Count every line below that contains "Tailwind", then state the total with no other output.

**Material shown**
————
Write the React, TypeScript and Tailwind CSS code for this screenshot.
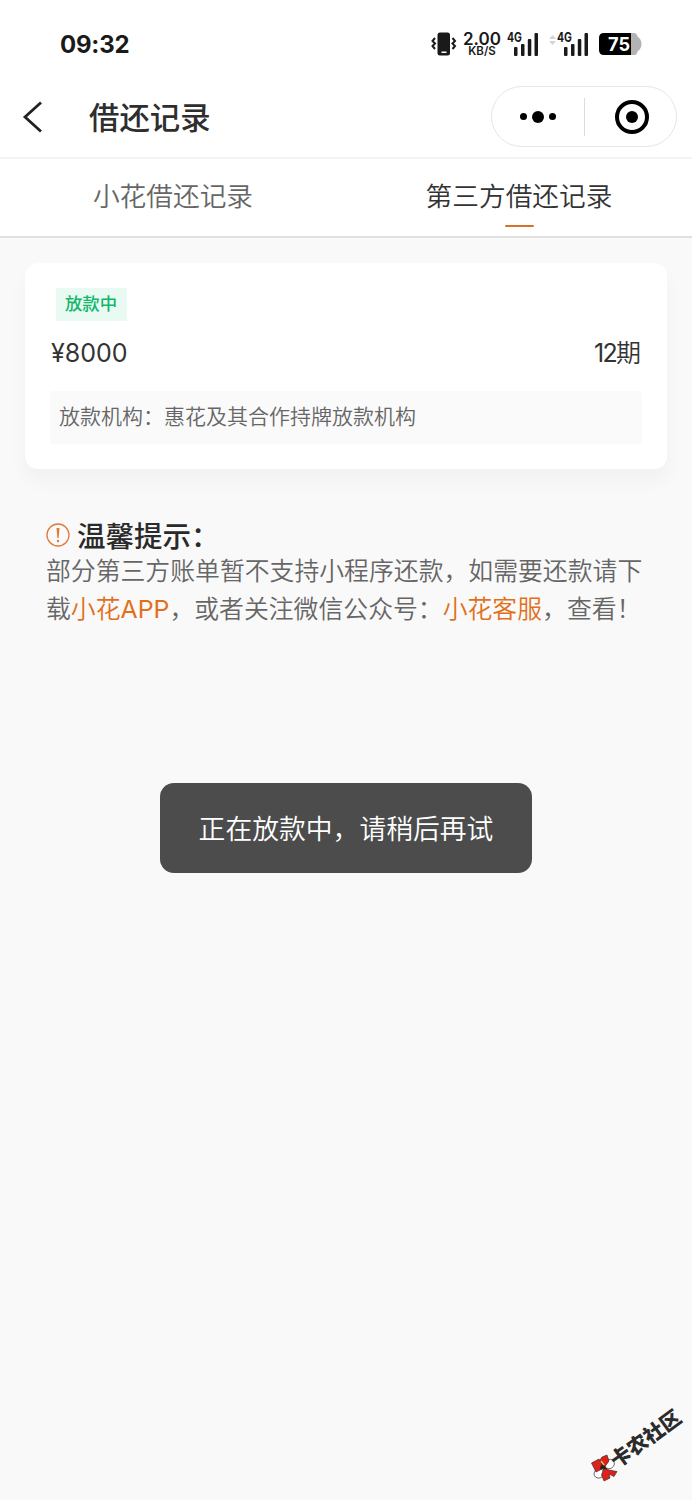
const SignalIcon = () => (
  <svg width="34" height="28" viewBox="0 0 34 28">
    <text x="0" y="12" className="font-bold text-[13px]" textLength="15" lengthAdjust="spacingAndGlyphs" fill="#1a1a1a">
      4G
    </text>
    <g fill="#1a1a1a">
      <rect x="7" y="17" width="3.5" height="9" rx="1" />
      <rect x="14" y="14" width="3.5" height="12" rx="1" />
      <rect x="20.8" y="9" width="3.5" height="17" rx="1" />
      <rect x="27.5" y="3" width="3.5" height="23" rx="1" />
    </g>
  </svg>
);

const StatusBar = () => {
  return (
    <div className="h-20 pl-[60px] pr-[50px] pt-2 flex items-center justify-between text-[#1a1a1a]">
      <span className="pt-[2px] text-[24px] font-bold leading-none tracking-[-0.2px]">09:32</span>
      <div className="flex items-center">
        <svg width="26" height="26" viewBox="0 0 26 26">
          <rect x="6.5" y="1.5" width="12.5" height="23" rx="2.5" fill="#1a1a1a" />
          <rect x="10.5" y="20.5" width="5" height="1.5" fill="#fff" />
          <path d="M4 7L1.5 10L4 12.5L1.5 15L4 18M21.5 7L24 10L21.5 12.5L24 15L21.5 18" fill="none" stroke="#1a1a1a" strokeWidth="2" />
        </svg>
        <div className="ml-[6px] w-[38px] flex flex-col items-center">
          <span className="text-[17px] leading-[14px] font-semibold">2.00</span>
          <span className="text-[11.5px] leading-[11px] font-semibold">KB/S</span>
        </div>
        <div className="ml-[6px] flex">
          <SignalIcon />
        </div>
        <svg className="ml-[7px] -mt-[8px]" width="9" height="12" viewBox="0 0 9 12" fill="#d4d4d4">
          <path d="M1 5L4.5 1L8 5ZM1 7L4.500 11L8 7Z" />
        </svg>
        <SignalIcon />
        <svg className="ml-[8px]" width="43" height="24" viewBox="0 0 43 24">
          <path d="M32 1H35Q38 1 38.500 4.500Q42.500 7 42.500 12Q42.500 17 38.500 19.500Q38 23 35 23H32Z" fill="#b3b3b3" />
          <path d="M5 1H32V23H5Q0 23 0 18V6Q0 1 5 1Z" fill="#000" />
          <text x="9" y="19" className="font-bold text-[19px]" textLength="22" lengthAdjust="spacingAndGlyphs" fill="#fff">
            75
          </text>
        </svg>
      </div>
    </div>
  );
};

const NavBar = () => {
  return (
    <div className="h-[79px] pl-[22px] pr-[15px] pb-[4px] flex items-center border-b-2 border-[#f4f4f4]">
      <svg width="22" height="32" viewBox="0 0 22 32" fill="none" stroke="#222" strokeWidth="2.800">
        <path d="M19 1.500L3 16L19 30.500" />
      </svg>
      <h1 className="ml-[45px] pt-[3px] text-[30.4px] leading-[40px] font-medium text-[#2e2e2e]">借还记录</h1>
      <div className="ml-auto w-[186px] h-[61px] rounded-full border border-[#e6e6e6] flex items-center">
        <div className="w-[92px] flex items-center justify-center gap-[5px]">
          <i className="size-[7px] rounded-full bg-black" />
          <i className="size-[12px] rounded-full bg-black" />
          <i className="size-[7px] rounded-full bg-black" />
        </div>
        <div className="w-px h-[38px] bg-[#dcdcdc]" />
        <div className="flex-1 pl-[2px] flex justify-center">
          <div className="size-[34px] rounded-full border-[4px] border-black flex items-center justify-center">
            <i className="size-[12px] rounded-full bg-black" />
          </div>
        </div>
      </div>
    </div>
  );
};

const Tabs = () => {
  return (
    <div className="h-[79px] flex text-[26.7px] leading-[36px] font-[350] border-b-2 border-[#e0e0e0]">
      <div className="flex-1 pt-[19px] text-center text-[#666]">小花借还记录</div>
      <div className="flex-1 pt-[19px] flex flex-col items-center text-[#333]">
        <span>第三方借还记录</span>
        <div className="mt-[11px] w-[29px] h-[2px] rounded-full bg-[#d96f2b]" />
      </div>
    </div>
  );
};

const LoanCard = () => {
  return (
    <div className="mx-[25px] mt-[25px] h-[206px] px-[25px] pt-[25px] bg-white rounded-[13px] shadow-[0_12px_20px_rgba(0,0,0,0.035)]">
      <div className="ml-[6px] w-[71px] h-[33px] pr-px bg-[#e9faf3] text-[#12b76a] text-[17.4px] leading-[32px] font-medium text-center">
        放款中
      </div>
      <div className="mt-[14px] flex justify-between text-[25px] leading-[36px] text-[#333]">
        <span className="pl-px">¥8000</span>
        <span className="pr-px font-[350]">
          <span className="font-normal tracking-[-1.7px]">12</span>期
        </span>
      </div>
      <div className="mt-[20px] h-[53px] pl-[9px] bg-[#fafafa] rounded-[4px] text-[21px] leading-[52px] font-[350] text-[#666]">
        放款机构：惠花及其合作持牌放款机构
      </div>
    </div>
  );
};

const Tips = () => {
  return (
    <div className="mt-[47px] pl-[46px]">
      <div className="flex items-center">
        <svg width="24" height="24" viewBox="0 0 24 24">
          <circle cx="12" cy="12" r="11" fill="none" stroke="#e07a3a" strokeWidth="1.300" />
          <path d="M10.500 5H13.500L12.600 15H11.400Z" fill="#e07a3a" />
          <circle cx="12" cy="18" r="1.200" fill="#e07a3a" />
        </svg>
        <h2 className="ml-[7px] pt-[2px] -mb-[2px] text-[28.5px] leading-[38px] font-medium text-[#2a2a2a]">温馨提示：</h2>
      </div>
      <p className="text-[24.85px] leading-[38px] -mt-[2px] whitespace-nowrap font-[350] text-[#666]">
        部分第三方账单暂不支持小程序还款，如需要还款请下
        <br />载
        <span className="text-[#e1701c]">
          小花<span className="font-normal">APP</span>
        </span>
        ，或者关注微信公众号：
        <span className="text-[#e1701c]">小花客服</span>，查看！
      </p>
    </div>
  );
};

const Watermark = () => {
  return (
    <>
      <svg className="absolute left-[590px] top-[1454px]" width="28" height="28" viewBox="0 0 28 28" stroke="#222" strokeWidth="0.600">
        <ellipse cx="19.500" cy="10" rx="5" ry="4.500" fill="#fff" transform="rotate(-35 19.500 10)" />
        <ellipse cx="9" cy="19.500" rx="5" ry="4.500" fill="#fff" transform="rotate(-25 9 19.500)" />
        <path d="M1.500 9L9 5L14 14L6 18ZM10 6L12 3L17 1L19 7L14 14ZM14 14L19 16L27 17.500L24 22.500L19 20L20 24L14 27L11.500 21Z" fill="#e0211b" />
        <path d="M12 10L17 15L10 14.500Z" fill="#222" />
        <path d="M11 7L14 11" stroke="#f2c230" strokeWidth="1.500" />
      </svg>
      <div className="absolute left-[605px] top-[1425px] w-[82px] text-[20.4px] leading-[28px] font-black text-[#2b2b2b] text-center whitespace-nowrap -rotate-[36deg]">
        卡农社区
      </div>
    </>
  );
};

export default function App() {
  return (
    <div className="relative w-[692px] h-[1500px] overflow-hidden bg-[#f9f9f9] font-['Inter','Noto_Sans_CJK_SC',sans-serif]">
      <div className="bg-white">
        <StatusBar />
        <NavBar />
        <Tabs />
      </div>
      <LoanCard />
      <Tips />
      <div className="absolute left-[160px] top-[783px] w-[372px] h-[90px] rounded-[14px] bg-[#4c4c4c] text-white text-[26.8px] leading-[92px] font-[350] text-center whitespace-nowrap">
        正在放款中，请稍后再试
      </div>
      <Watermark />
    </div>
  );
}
————
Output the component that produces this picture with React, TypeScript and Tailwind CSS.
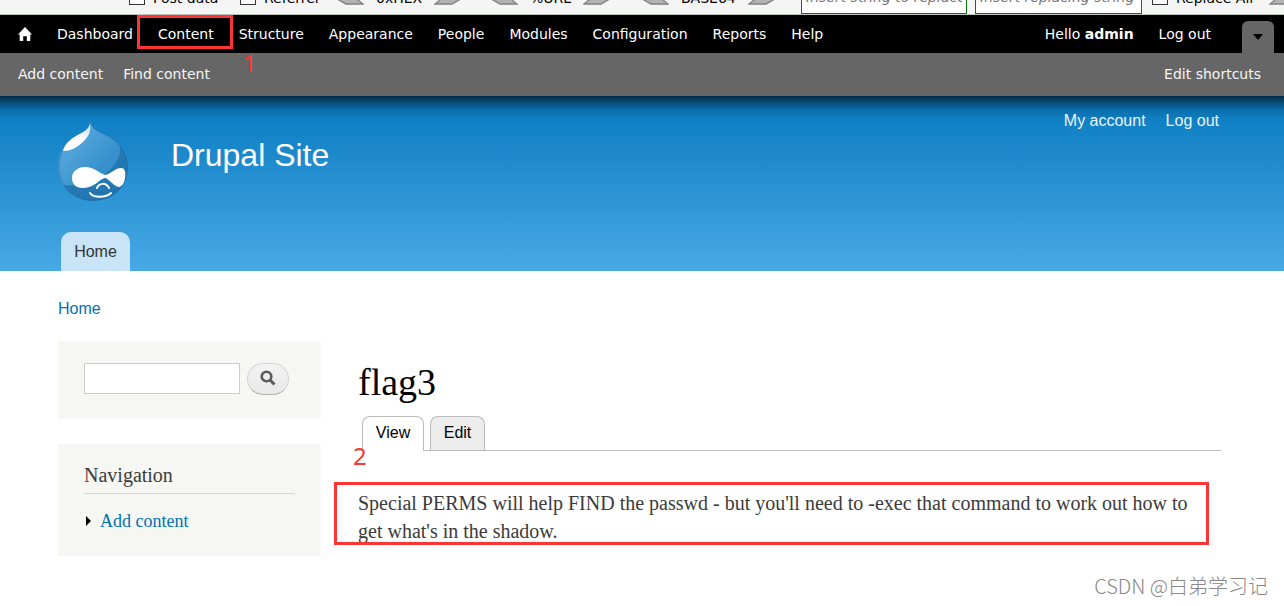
————
**Solution to this task**
2